### [YOUR OBJECTIVE]
Copy each line of the data below with the word "screenshot".
[start RECORDS FOR THE TASK]
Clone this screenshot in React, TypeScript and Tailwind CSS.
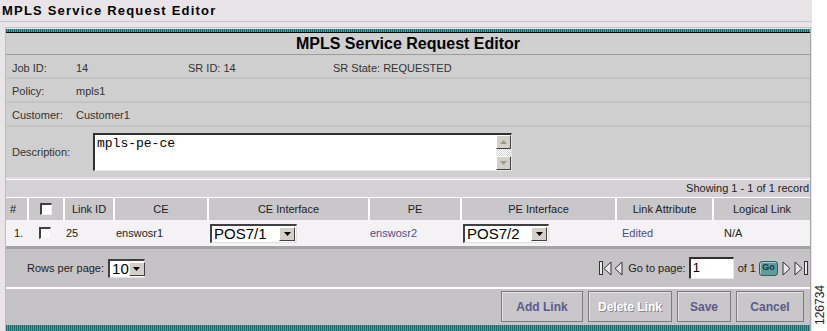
import React from 'react';

const font = "font-['Liberation_Sans',Arial,sans-serif]";

const Teal = ({ h }: { h: string }) => (
  <div className={`${h} bg-[repeating-linear-gradient(90deg,#1e6b6b_0_1px,#4f9c9c_1px_2px)]`} />
);

const DropArrow = () => (
  <div className="w-[16px] h-full bg-[#d4d0c8] border border-t-white border-l-white border-r-[#404040] border-b-[#404040] flex items-center justify-center">
    <svg width="7" height="4" viewBox="0 0 7 4"><path d="M0 0h7L3.5 4z" fill="#000" /></svg>
  </div>
);

const Select = ({ value, w, text }: { value: string; w: string; text: string }) => (
  <div className={`${w} h-[19px] bg-white flex border-t-2 border-l-2 border-t-[#404040] border-l-[#404040] border-b border-r border-b-[#e0e0e0] border-r-[#e0e0e0]`}>
    <div className={`flex-1 pl-[2px] leading-[16px] ${text} text-black`}>{value}</div>
    <div className="py-[1px] pr-[1px]"><DropArrow /></div>
  </div>
);

const Checkbox = () => (
  <div className="w-[12px] h-[12px] bg-white border-t-2 border-l-2 border-t-[#404040] border-l-[#404040] border-b border-r border-b-[#f0f0f0] border-r-[#f0f0f0]" />
);

const Tri = ({ dir }: { dir: 'l' | 'r' }) => (
  <svg width="9" height="15" viewBox="0 0 9 15">
    {dir === 'l' ? (
      <path d="M8 1L1 7.5 8 14z" fill="#e8e8e8" stroke="#333" strokeWidth="1" />
    ) : (
      <path d="M1 1l7 6.5L1 14z" fill="#e8e8e8" stroke="#333" strokeWidth="1" />
    )}
  </svg>
);

const Bar = () => <div className="w-[4px] h-[14px] border border-[#333] bg-[#e8e8e8]" />;

const cols = 'grid grid-cols-[21px_36px_50px_94px_161px_92px_155px_97px_98px]';

const Btn = ({ label, w, disabled }: { label: string; w: string; disabled?: boolean }) => (
  <div
    className={`${w} h-[31px] bg-[#c9c7c9] border border-[#7d7b7d] shadow-[inset_1px_1px_0_#e4e2e4] flex items-center justify-center text-[12px] font-bold ${
      disabled ? 'text-white [text-shadow:1px_1px_0_#8a888a]' : 'text-[#5a5a8e]'
    }`}
  >
    {label}
  </div>
);

export default function App() {
  return (
    <div className={`w-[827px] h-[331px] overflow-hidden flex bg-white text-[#222] ${font}`}>
      {/* main column */}
      <div className="w-[812px] h-full bg-[#e8e4e7] flex flex-col">
        <div className="h-[22px] border-b border-[#c9c5c9] pl-[2px] pt-[2px] text-[13px] font-bold tracking-[1.2px] text-black leading-[17px]">
          MPLS Service Request Editor
        </div>

        <div className="pl-[5px] pt-[5px] flex-1">
          <div className="w-[806px] h-[304px] flex flex-col border-l border-r border-t border-l-[#bdbbbd] border-r-[#a9a7a9] border-t-[#c4c2c4] bg-[#cfcfcf]">
            <div className="h-[1px] bg-[#e4e4e4]" />
            <Teal h="h-[3px]" />
            <div className="h-[1px] bg-black" />

            {/* title band */}
            <div className="h-[22px] bg-[#d0d0d0] border-b border-[#9d9d9d] flex items-center justify-center pt-[1px] text-[16px] font-bold text-black">
              MPLS Service Request Editor
            </div>

            {/* info rows */}
            <div className="h-[24px] border-b-2 border-[#c3c3c3] flex items-center pt-[4px] text-[11px] text-[#333]">
              <span className="pl-[6px] w-[70px]">Job ID:</span>
              <span className="w-[112px]">14</span>
              <span className="w-[145px]">SR ID: 14</span>
              <span>SR State: REQUESTED</span>
            </div>
            <div className="h-[24px] border-b-2 border-[#c3c3c3] flex items-center pt-[3px] text-[11px] text-[#333]">
              <span className="pl-[6px] w-[70px]">Policy:</span>
              <span>mpls1</span>
            </div>
            <div className="h-[24px] border-b-2 border-[#c3c3c3] flex items-center pt-[2px] text-[11px] text-[#333]">
              <span className="pl-[6px] w-[70px]">Customer:</span>
              <span>Customer1</span>
            </div>
            <div className="h-[50px] flex items-center text-[11px] text-[#333]">
              <span className="pl-[6px] w-[87px]">Description:</span>
              <div className="w-[419px] h-[38px] bg-white flex border-t-2 border-l-2 border-t-[#303030] border-l-[#303030] border-b border-r border-b-[#e8e8e8] border-r-[#e8e8e8]">
                <div className="flex-1 pl-[2px] pt-[1px] text-[13px] leading-[15px] text-black font-['Liberation_Mono','Courier_New',monospace]">
                  mpls-pe-ce
                </div>
                <div className="w-[15px] flex flex-col bg-[repeating-conic-gradient(#d8d8d8_0_25%,#ffffff_0_50%)] bg-[length:2px_2px]">
                  <div className="h-[14px] bg-[#d4d0c8] border border-t-white border-l-white border-r-[#404040] border-b-[#404040] flex items-center justify-center">
                    <svg width="7" height="4" viewBox="0 0 7 4"><path d="M3.5 0L7 4H0z" fill="#999" /></svg>
                  </div>
                  <div className="flex-1" />
                  <div className="h-[14px] bg-[#d4d0c8] border border-t-white border-l-white border-r-[#404040] border-b-[#404040] flex items-center justify-center">
                    <svg width="7" height="4" viewBox="0 0 7 4"><path d="M0 0h7L3.5 4z" fill="#999" /></svg>
                  </div>
                </div>
              </div>
            </div>
            <div className="h-[2px] bg-[#dedcde]" />

            {/* table */}
            <div className="h-[18px] bg-[#d3d1d3] border-t border-white flex items-center justify-end pr-[1px] text-[11px] text-[#222]">
              Showing 1 - 1 of 1 record
            </div>
            <div className={`${cols} h-[23px] bg-[#c9c7c9] border-t border-white text-[11px] text-[#222]`}>
              <div className="flex items-center pl-[4px]">#</div>
              {[null, 'Link ID', 'CE', 'CE Interface', 'PE', 'PE Interface', 'Link Attribute', 'Logical Link'].map((h, i) => (
                <div key={i} className="border-l-2 border-white flex items-center justify-center">
                  {h === null ? <Checkbox /> : h}
                </div>
              ))}
            </div>
            <div className={`${cols} h-[26px] bg-[#f4f2f4] text-[11px] text-[#222] items-center`}>
              <div className="pl-[8px]">1.</div>
              <div className="flex justify-center"><Checkbox /></div>
              <div className="pl-[3px]">25</div>
              <div className="pl-[3px]">enswosr1</div>
              <div className="pl-[3px]"><Select value="POS7/1" w="w-[87px]" text="text-[15px]" /></div>
              <div className="pl-[2px] text-[#4c4c8e]">enswosr2</div>
              <div className="pl-[3px]"><Select value="POS7/2" w="w-[86px]" text="text-[15px]" /></div>
              <div className="pl-[7px] text-[#4c4c8e]">Edited</div>
              <div className="pl-[12px]">N/A</div>
            </div>
            <div className="h-[3px] bg-[#a4a2a4]" />

            {/* footer */}
            <div className="h-[38px] bg-[#c5c3c5] flex items-center justify-between pl-[21px] pr-[2px] text-[11px] text-[#222]">
              <div className="flex items-center gap-[4px]">
                <span>Rows per page:</span>
                <Select value="10" w="w-[37px]" text="text-[15px]" />
              </div>
              <div className="flex items-center">
                <Bar />
                <Tri dir="l" />
                <div className="w-[2px]" />
                <Tri dir="l" />
                <span className="ml-[5px] mr-[3px]">Go to page:</span>
                <div className="w-[45px] h-[22px] bg-white border-t-2 border-l-2 border-t-[#303030] border-l-[#303030] border-b border-r border-b-[#e8e8e8] border-r-[#e8e8e8] pl-[2px] text-[13px] leading-[18px] text-black">
                  1
                </div>
                <span className="ml-[4px]">of 1</span>
                <div className="ml-[3px] w-[19px] h-[15px] rounded-[3px] bg-[#5f9c9a] border border-[#2f6060] shadow-[inset_1px_1px_0_#a6d0ce] flex items-center justify-center text-[9px] font-bold text-[#17324e]">
                  Go
                </div>
                <div className="w-[4px]" />
                <Tri dir="r" />
                <div className="w-[3px]" />
                <Tri dir="r" />
                <div className="w-[1px]" />
                <Bar />
              </div>
            </div>
            <div className="h-[2px] bg-white" />
            <div className="flex-1 bg-[#c5c3c5] flex items-center justify-end gap-[5px] pr-[6px] pb-[1px]">
              <Btn label="Add Link" w="w-[82px]" />
              <Btn label="Delete Link" w="w-[84px]" disabled />
              <Btn label="Save" w="w-[54px]" />
              <Btn label="Cancel" w="w-[68px]" />
            </div>
            <Teal h="h-[6px]" />
          </div>
        </div>
      </div>

      {/* figure number strip */}
      <div className="flex-1 flex flex-col justify-end items-center pb-[6px]">
        <div className="[writing-mode:vertical-rl] rotate-180 text-[12px] text-[#222] leading-[14px]">126734</div>
      </div>
    </div>
  );
}
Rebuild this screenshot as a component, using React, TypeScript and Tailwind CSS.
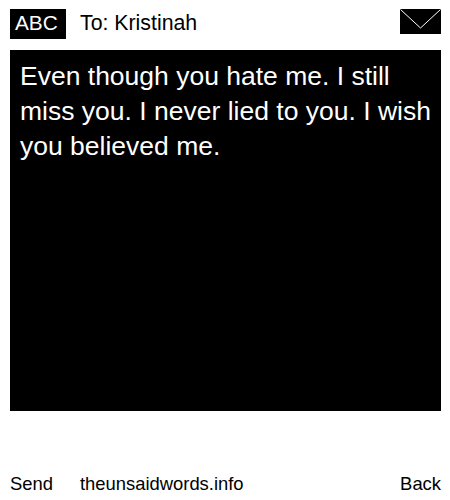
import React from "react";

export default function App() {
	return (
		<div className="w-[450px] h-[500px] bg-white text-black font-['Liberation_Sans',Arial,sans-serif] overflow-hidden">
			{/* Header */}
			<div className="h-[50px] pt-[9px] pl-[10px] pr-[9px] flex items-start">
				<div className="w-[56px] h-[30px] bg-black text-white text-[20.8px] leading-[28px] pl-[5px]">
					ABC
				</div>
				<div className="ml-[14px] text-[21.3px] leading-[28px]">To: Kristinah</div>
				<svg className="ml-auto" width="41" height="25" viewBox="0 0 41 25" shapeRendering="crispEdges">
					<rect width="41" height="25" fill="#000" />
					<path d="M0.5 0.5 L20.5 19 L40.5 0.5" fill="none" stroke="#fff" strokeWidth="1" shapeRendering="auto" />
				</svg>
			</div>

			{/* Message */}
			<div className="mx-[10px] w-[431px] h-[361px] bg-black text-white text-[26.5px] leading-[35px] px-[10px] py-[9px]">
				Even though you hate me. I still miss you. I never lied to you. I wish you believed me.
			</div>

			{/* Footer */}
			<div className="mt-[59px] px-[10px] pr-[9px] flex text-[18.4px] leading-[28px]">
				<span className="w-[70px]">Send</span>
				<span>theunsaidwords.info</span>
				<span className="ml-auto">Back</span>
			</div>
		</div>
	);
}
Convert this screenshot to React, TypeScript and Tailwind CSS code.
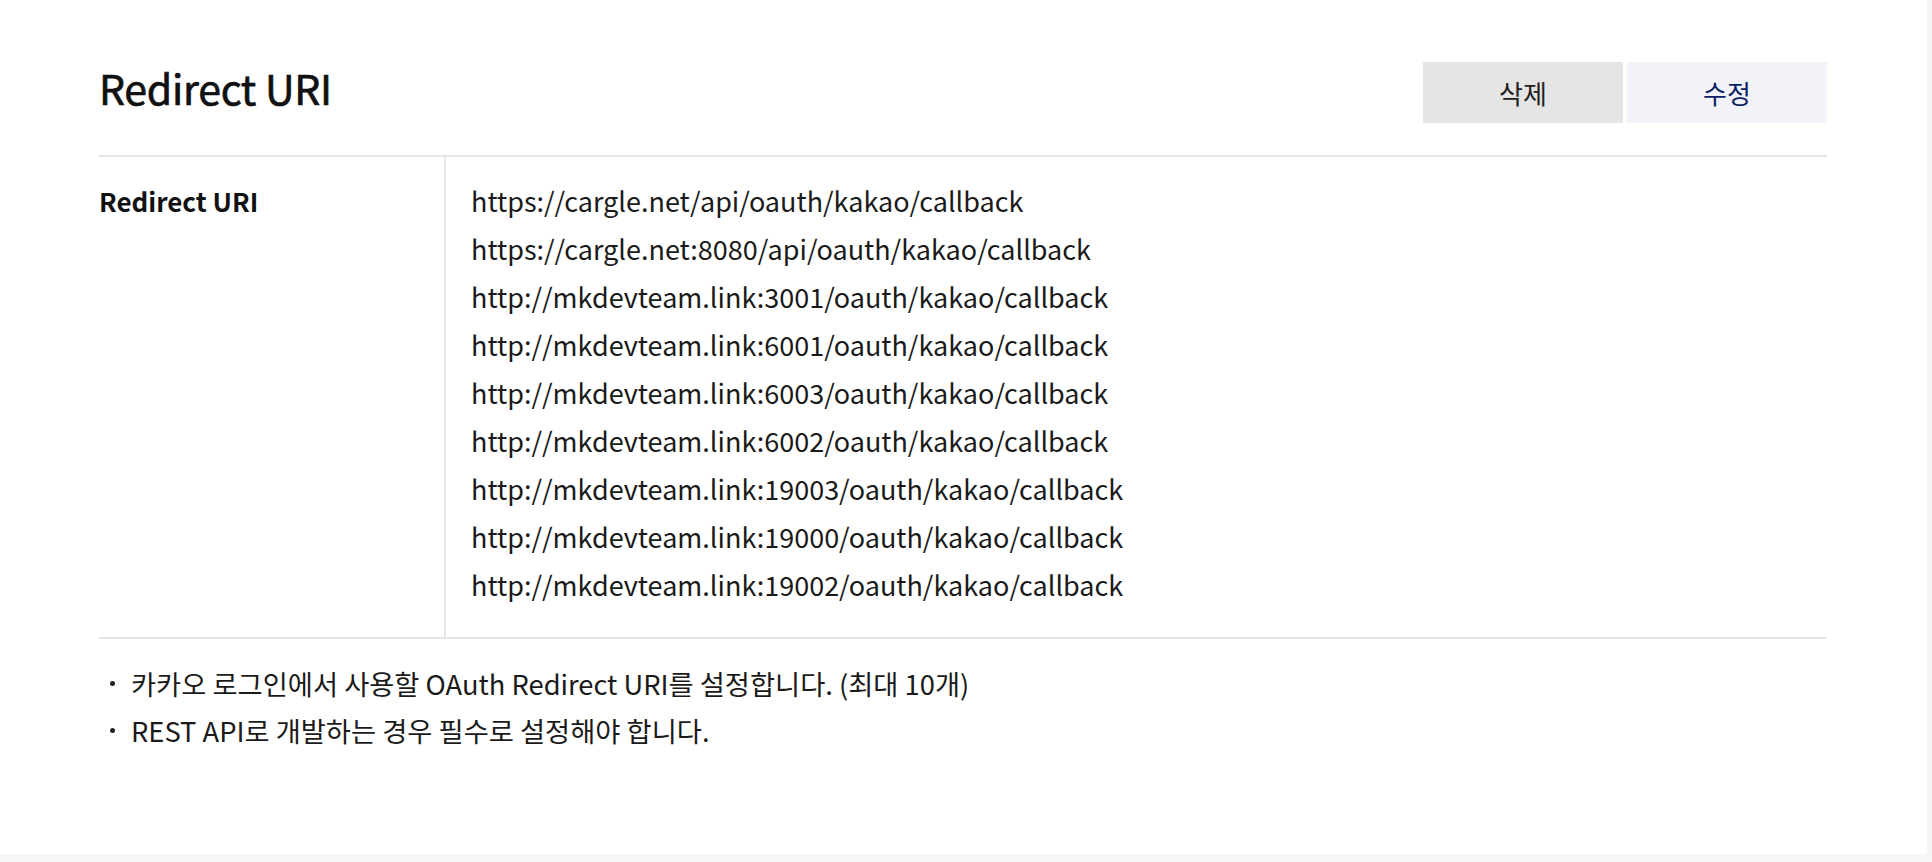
const uris = [
  'https://cargle.net/api/oauth/kakao/callback',
  'https://cargle.net:8080/api/oauth/kakao/callback',
  'http://mkdevteam.link:3001/oauth/kakao/callback',
  'http://mkdevteam.link:6001/oauth/kakao/callback',
  'http://mkdevteam.link:6003/oauth/kakao/callback',
  'http://mkdevteam.link:6002/oauth/kakao/callback',
  'http://mkdevteam.link:19003/oauth/kakao/callback',
  'http://mkdevteam.link:19000/oauth/kakao/callback',
  'http://mkdevteam.link:19002/oauth/kakao/callback',
];

const notes = [
  '카카오 로그인에서 사용할 OAuth Redirect URI를 설정합니다. (최대 10개)',
  'REST API로 개발하는 경우 필수로 설정해야 합니다.',
];

const App = () => {
  return (
    <div className="min-h-[862px] bg-[#f5f6f6] font-['Noto_Sans_CJK_KR','Noto_Sans',sans-serif] text-[#1a1a1a]">
      <div className="flex h-[854px]">
        <div className="flex-1 bg-white pl-[99px] pr-[100px] pt-[62px]">
          <div className="flex items-center justify-between">
            <h1 className="-mt-[10px] text-[41px] leading-none tracking-[-0.25px] text-[#111] [-webkit-text-stroke:0.7px_#111]">
              Redirect URI
            </h1>
            <div className="flex gap-[4px]">
              <button className="h-[61px] w-[200px] bg-[#e5e5e5] text-[26px] text-[#222]">삭제</button>
              <button className="h-[61px] w-[200px] bg-[#f2f3f8] text-[26px] text-[#0e1f66]">수정</button>
            </div>
          </div>

          <div className="mt-[32px] flex border-y-2 border-[#e6e6e6]">
            <div className="w-[347px] shrink-0 border-r-2 border-[#e6e6e6] pt-[20px] text-[26px] font-bold leading-[48px] text-[#111]">
              Redirect URI
            </div>
            <ul className="pb-[28px] pl-[25px] pt-[20px] text-[27px] leading-[48px] text-[#1a1a1a]">
              {uris.map((u) => (
                <li key={u}>{u}</li>
              ))}
            </ul>
          </div>

          <ul className="pt-[21px] text-[27.3px] leading-[47px] text-[#1a1a1a]">
            {notes.map((n) => (
              <li key={n} className="flex items-center">
                <span className="ml-[11px] mr-[16px] h-[5px] w-[5px] rounded-full bg-[#222]" />
                {n}
              </li>
            ))}
          </ul>
        </div>
        <div className="w-[5px] bg-[#f5f5f5]" />
      </div>
    </div>
  );
};

export default App;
[end RECORDS FOR THE TASK]
### [FULL SOLUTION]
Clone this screenshot in React, TypeScript and Tailwind CSS.
Rebuild this screenshot as a component, using React, TypeScript and Tailwind CSS.
Convert this screenshot to React, TypeScript and Tailwind CSS code.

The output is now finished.